Responding to media speculation that jobs are at risk as the retailer conducts a review, a spokesperson for Asos told Just Style: “Simplifying and reducing our cost profile is a core part of Asos’ change agenda that was outlined at full-year results. As part of this, we have taken the tough but necessary step to outline proposals to reduce the number of roles across the business.

“We will work closely with those potentially affected to support them through the consultation process and will seek to redeploy colleagues wherever possible.”

Asos did not provide detail around how many jobs could go or in which departments.

Toward the end of last month, Asos warned it would look to cut costs across the business after posting a full-year loss and reporting a slowdown in sales growth.

Asos swung to a pre-tax loss of GBP31.9m (US$36m) from earnings of GBP177.1m a year earlier. Sales were up just 1% to GBP3.94bn.

CEO José Antonio Ramos Calamonte referred to the “incredibly challenging economic environment” in the company’s trading statement, adding: “Today, I have set out a clear change agenda to strengthen ASOS over the next 12 months and reorient our business towards the future.
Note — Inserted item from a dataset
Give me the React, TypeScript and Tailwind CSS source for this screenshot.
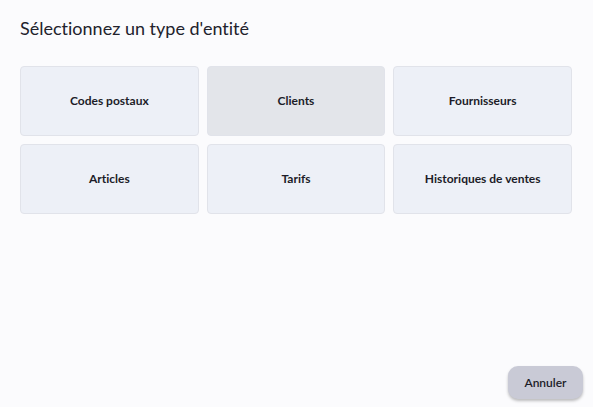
const types = [
    "Codes postaux",
    "Clients",
    "Fournisseurs",
    "Articles",
    "Tarifs",
    "Historiques de ventes",
];

export default function App() {
    return (
        <div className="w-[593px] h-[407px] bg-[#fbfbfd] font-['Lato',sans-serif] [font-variant-ligatures:none] text-[#1c1c28] flex flex-col">
            <h1 className="ml-5 mt-[15px] text-[18px] leading-[26px] text-[#22222c]">
                Sélectionnez un type d'entité
            </h1>
            <div className="mt-[25px] ml-5 w-[552px] grid grid-cols-3 gap-2">
                {types.map((t, i) => (
                    <button
                        key={t}
                        className={
                            "h-[70px] rounded-[4px] border border-[#e1e3ea] text-[12px] font-bold flex items-center justify-center " +
                            (i === 1 ? "bg-[#e3e5ea]" : "bg-[#edf0f7]")
                        }
                    >
                        {t}
                    </button>
                ))}
            </div>
            <div className="mt-auto mb-[8px] mr-[10px] flex justify-end">
                <button className="w-[75px] h-[33px] rounded-[10px] bg-[#c9cad6] text-[12px] font-semibold shadow-[0_2px_3px_rgba(0,0,0,0.25)]">
                    Annuler
                </button>
            </div>
        </div>
    );
}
This includes a number of decisive, short-term operational measures to simplify the business, alongside steps to unlock longer-term sustainable growth by improving our speed to market, reinforcing our focus on fashion, strengthening our top team and leveraging data and digital developments to better engage customers.”

A week later, Flannels and Sports Direct owner Frasers Group announced it was increasing its stake to 5.1%  in Asos.